- _WORK TO BE COMPLETED_:
Of the lines in this listing, how many contain the word "screenshot"? Give the number and nothing else.

- _RECORDS FOR THE TASK_:
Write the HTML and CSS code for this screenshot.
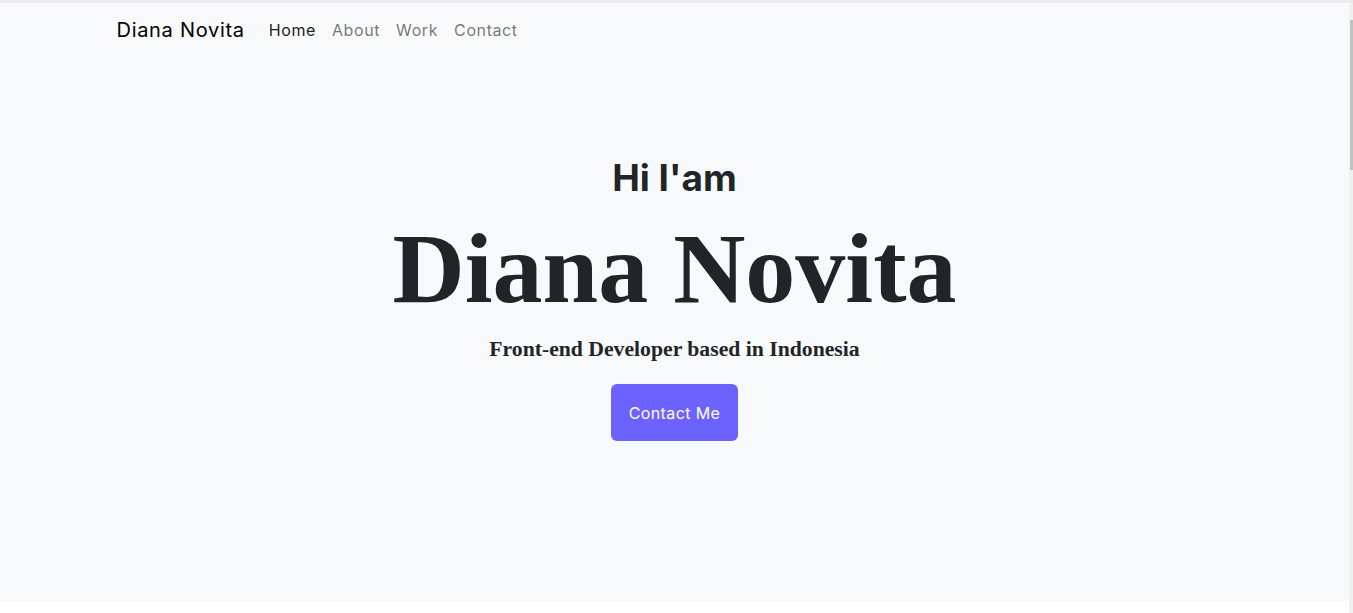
FILE: index.html
```html
<!DOCTYPE html>
<html lang="en">
<head>
<meta charset="utf-8">
<title>Diana Novita</title>
<link rel="stylesheet" href="styles.css">
</head>
<body>
<nav class="navbar">
  <div class="container nav-inner">
    <a class="brand" href="#">Diana Novita</a>
    <ul class="nav-links">
      <li><a class="nav-link active" href="#">Home</a></li>
      <li><a class="nav-link" href="#">About</a></li>
      <li><a class="nav-link" href="#">Work</a></li>
      <li><a class="nav-link" href="#">Contact</a></li>
    </ul>
  </div>
</nav>
<section class="hero">
  <h2 class="hello">Hi I'am</h2>
  <h1 class="name">Diana Novita</h1>
  <h5 class="tagline">Front-end Developer based in Indonesia</h5>
  <a class="btn-contact" href="#">Contact Me</a>
</section>
<div class="scrollbar"><div class="scroll-thumb"></div></div>
</body>
</html>
```
FILE: styles.css
```css
html {
  background: #ffffff;
}
body {
  margin: 0;
  padding-right: 4px;
  background: #ffffff;
  border-top: 3px solid #ececef;
  font-family: "Inter", "Liberation Sans", sans-serif;
  color: #212529;
}
.container {
  max-width: 1140px;
  margin: 0 auto;
  padding: 0 12px;
  box-sizing: border-box;
}
.navbar {
  padding: 7px 0 9px;
  background: #f8f9fa;
}
.nav-inner {
  display: flex;
  align-items: center;
}
.brand {
  font-size: 20px;
  line-height: 30px;
  padding: 5px 0;
  margin-right: 16px;
  color: #000;
  text-decoration: none;
  letter-spacing: 0.7px;
}
.nav-links {
  display: flex;
  list-style: none;
  margin: 0;
  padding: 0;
}
.nav-link {
  display: block;
  padding: 8px;
  font-size: 16px;
  line-height: 24px;
  color: rgba(0, 0, 0, 0.55);
  text-decoration: none;
  letter-spacing: 0.6px;
}
.nav-link.active {
  color: rgba(0, 0, 0, 0.9);
}
.hero {
  display: flex;
  flex-direction: column;
  align-items: center;
  padding-top: 95px;
  height: 542px;
  box-sizing: border-box;
  background: #f8f9fa;
}
.hello {
  margin: 0;
  font-size: 37px;
  line-height: 48px;
  font-weight: 700;
  color: #212529;
}
.name {
  margin: 9px 0 0;
  font-family: "Liberation Serif", serif;
  font-weight: 700;
  font-size: 100px;
  line-height: 116px;
  color: #212529;
}
.tagline {
  margin: 7px 0 0;
  font-family: "Liberation Serif", serif;
  font-weight: 700;
  font-size: 21.7px;
  line-height: 30px;
  color: #212529;
}
.btn-contact {
  margin-top: 20px;
  display: flex;
  align-items: center;
  justify-content: center;
  width: 127px;
  height: 57px;
  box-sizing: border-box;
  background: #6c63ff;
  color: #fff;
  border-radius: 6px;
  font-size: 16px;
  letter-spacing: 0.4px;
  text-decoration: none;
}
.scrollbar {
  position: fixed;
  top: 3px;
  right: 0;
  bottom: 0;
  width: 4px;
  background: #f1f1f1;
}
.scroll-thumb {
  margin: 17px 0 0 1px;
  height: 150px;
  background: #c1c1c1;
}
```
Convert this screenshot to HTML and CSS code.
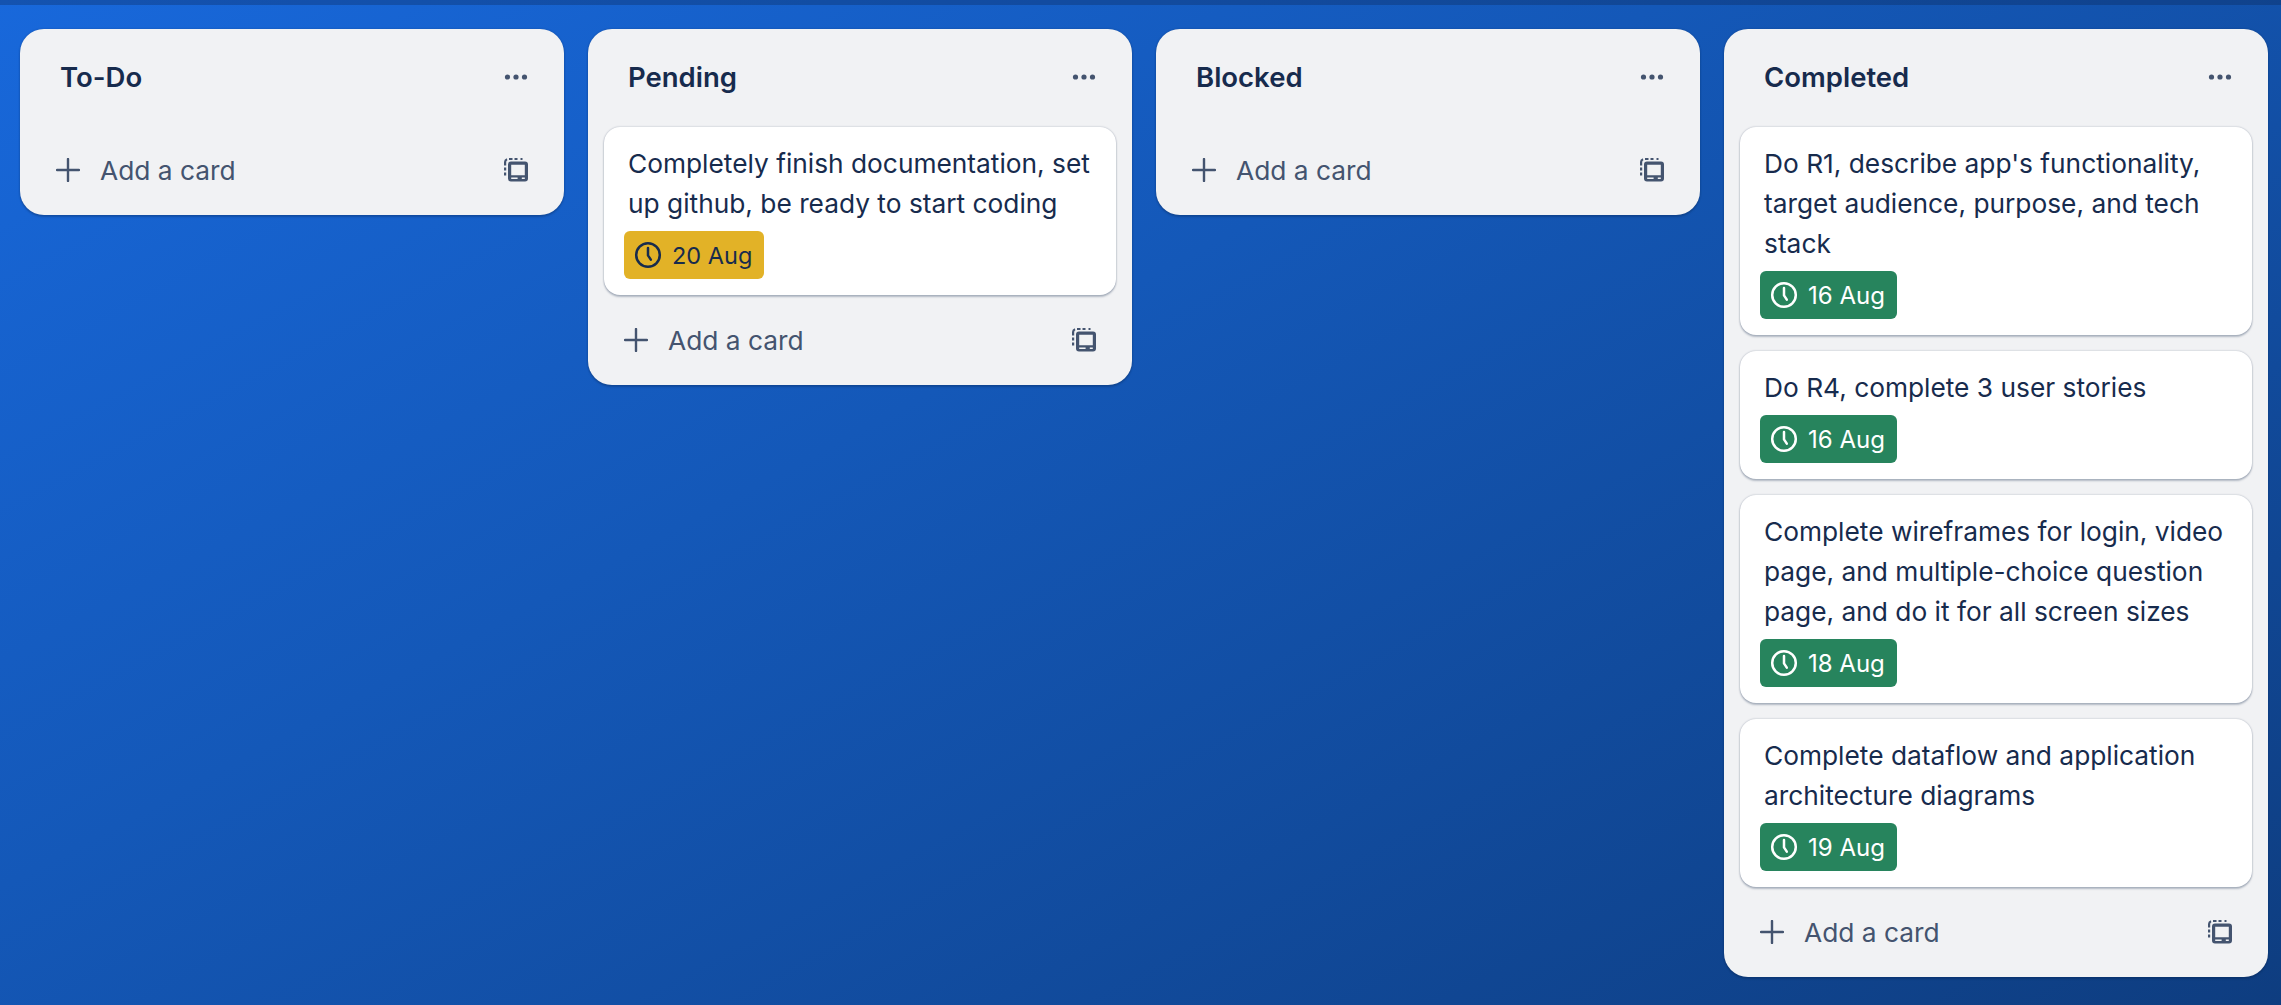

- _RESPONSE TO THE TASK_:
2